One place that has been a major part of Kansas City’s racing fabric is Kansas City International Raceway (KCIR). Opened in 1967, Kansas City’s only permanent drag strip has hosted everything from weekly, local racing, to the biggest names in motorsports. To a large and active subset of Kansas City, KCIR is hallowed ground.

But 44 years of history, good memories, and passion weren’t enough to save KCIR from the fickle tidal wave of “progress.” No matter how important racing or other automotive endeavors are to some people, there will always be others who refuse to tolerate it. Some people that live near KCIR, a majority of whom moved in after 1967, do not like the noise generated at the track. For several years, these neighbors have tried to get the track condemned and/or closed down permanently. It’s the same battle that has been waging against the “hot-rodder” and the “do-gooder” for as long as fast cars have existed. It’s not much different than what was discussed in the first paragraph, except this time the race fan is the big loser.

The true facts of how this all went down are not clear. There is a lot of he-said/she-said type information swirling around right now. Did track owners ask the city to make an offer to buy the 93-acre plot of land? That’s what the Assistant City Attorney claims. Was the track pressured into selling because it was going to be condemned by the city? That’s what track supporters are saying, citing a letter from the city written to the owners in May.

There are some very prominent people who live or own property near the track that do not seem to care for drag racing. Certainly, their political clout helped lead to the track's demise. I've read quite a bit of stuff, but I'm not going to get into things I don't know about first hand. Suffice to say, KCIR fans are harboring some bad feelings toward a couple of Kansas City's most well-known families right now.

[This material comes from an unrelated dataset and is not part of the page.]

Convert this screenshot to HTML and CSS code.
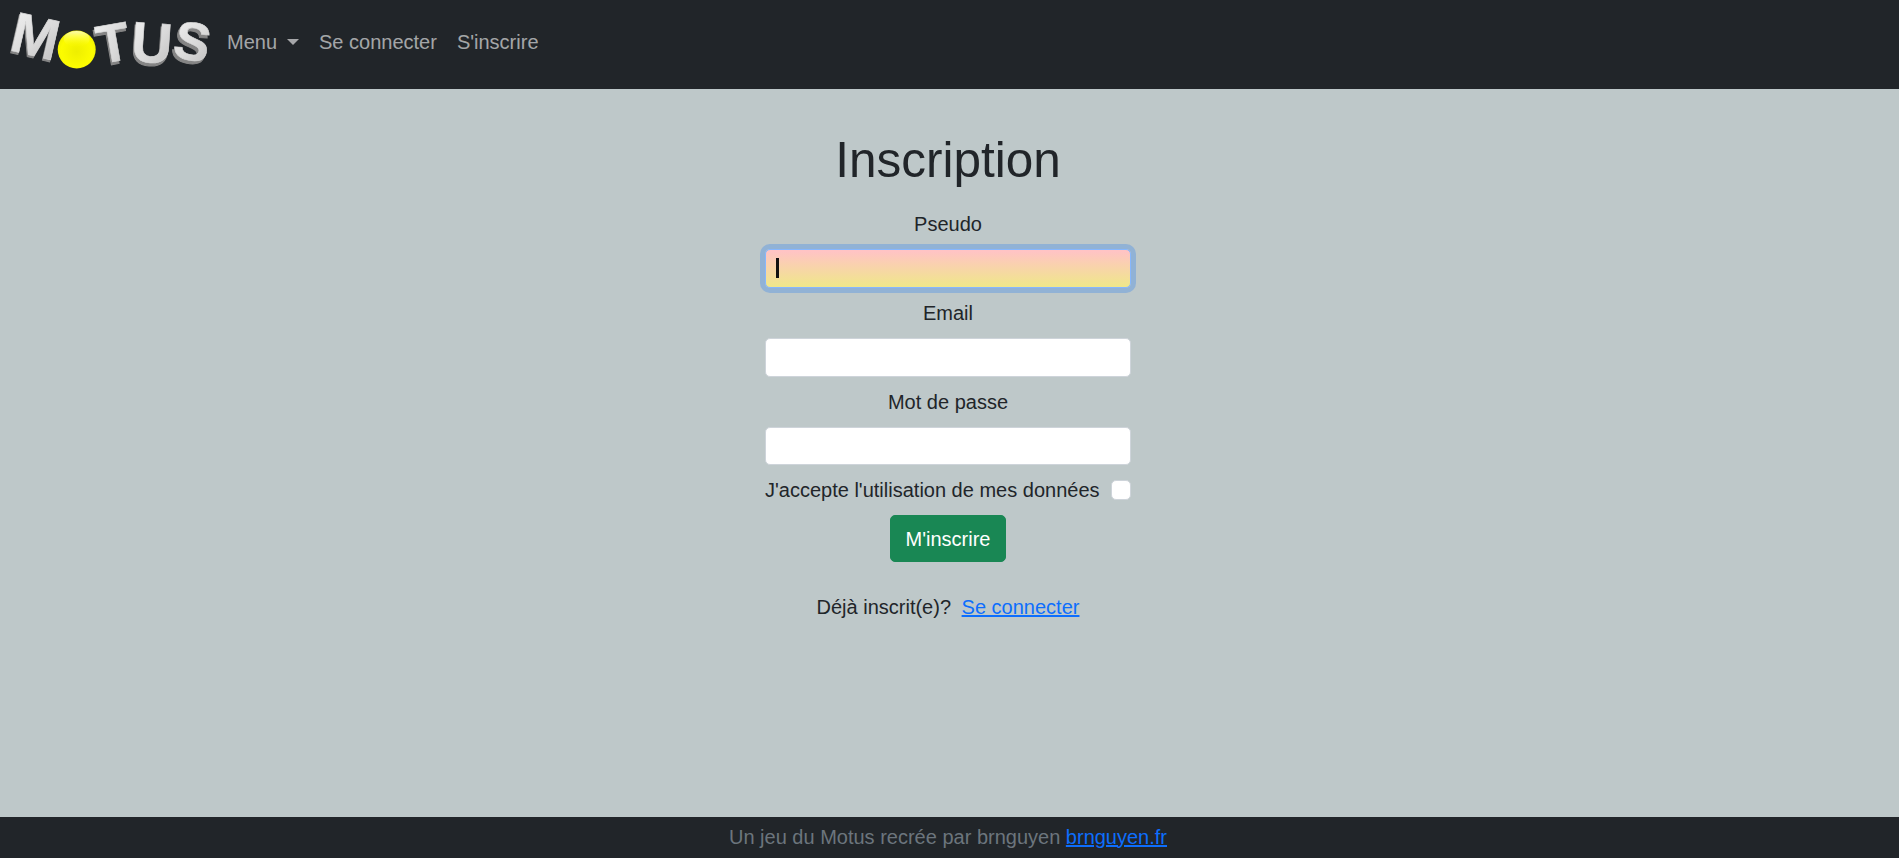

Dad and I went out on a cool December morning to take one last look at KCIR, as they auctioned off all the maintenance equipment, old trophies, and anything else that wasn't nailed down. What struck us was that for such a low-budget operation, everything seemed very neat, clean, and well-maintained.

The inset picture here is of my dad and me during an event at KCIR in about 1987. Look at all that glorious hair! I'm still wearing that watch, too.  Anyway, when you think back on all the great times at a place like this, the sun shining down, the smell of racing fuel and burnt rubber, the announcer echoing through the loud speakers, it just makes the whole thing suck even more.

The next question is; will the owners build a new track in another location? Time will tell. On one hand, there is currently a strong fan base in Kansas City. Cars are plentiful, and enthusiasm is high. A new facility may actually draw more high-profile events, which could make interest even higher.

On the other hand, it will be hard to buy a suitable location and build a modern facility for whatever KCIR is supposedly worth. Plus, what is to say this scenario won’t play out again in a few years as the city continues to expand? When the current track was built in 1967, these issues were probably not as prevalent either. Meanwhile, as people are deciding, negotiating, and rebuilding, cars will be sold to out-of-town buyers, drag racing will cease to be the topic-de-jour, and interest will wane.

Whatever happens, losing KCIR is another blow to Kansas City car enthusiasts and race fans. Many of the city’s circle tracks have been closed, leveled, or fallen into disrepair. Closing Kansas City’s only drag racing facility is a serious loss to the area’s automotive heritage.

The slideshow below has a few pictures from the auction.  It wasn't the happiest scene I've ever been around.


  1. This blows. I am sick of yuppie clowns moving close to a track and then stomping their feet and holding their breath until they get their way and have it closed. The track was there first, and contrary to what these asshats think, we have just as much, and often MUCH MORE right to be there, as they. This is happening all over - relatively recently in my home town. The track [a dirt oval] had been there since before WWII - way before any of the complainers were born, much less lived nearby. And it ran one whole night a week. Somehow, no one thought about the fact that they KNEW it was there when they bought the house...
    I hope the jerks that killed KCIR choke on their latte from the starbucks that will inevitably be built in the area...

  2. influential people want to make a ton of money by closing kcir. nobody talks about the people who live on the east side of town because thats where the track is. city council is bought and payed for, the only recourse left for us is to boycott companies connected to these people and end political careers of same people. there are many gear heads together we are powerful!

  3. C,
    Thanks for the memories !

    Basehor Boys

  4. Craig:
    Like the once venerable DRIVE-INs, many of these classic tracks are falling by the wayside...terrible way to put an end to something totally AMERICAN.

    People need to preserve what is OURS in this country.

    Roll safe.

  5. I haven't lived in KC for almost thirty years, but have lots of fond memories involving KCIR. For several seasons, it was my home away from home as I spent most every Wednesday evening testing my latest attempt to make my bike go fast. I got to see Shirley Muldowney and Don Garlits in their prime and Dickie Harrell shortly before his final run. I got to know lots of great folks and got addicted to racing fuel and burning rubber. It was fun while it lasted...

  6. I think it is a shame that such a storied racetrack would be closed. I went to the Nostalgia Nats there this summer. I am glad I got to see it before it dies.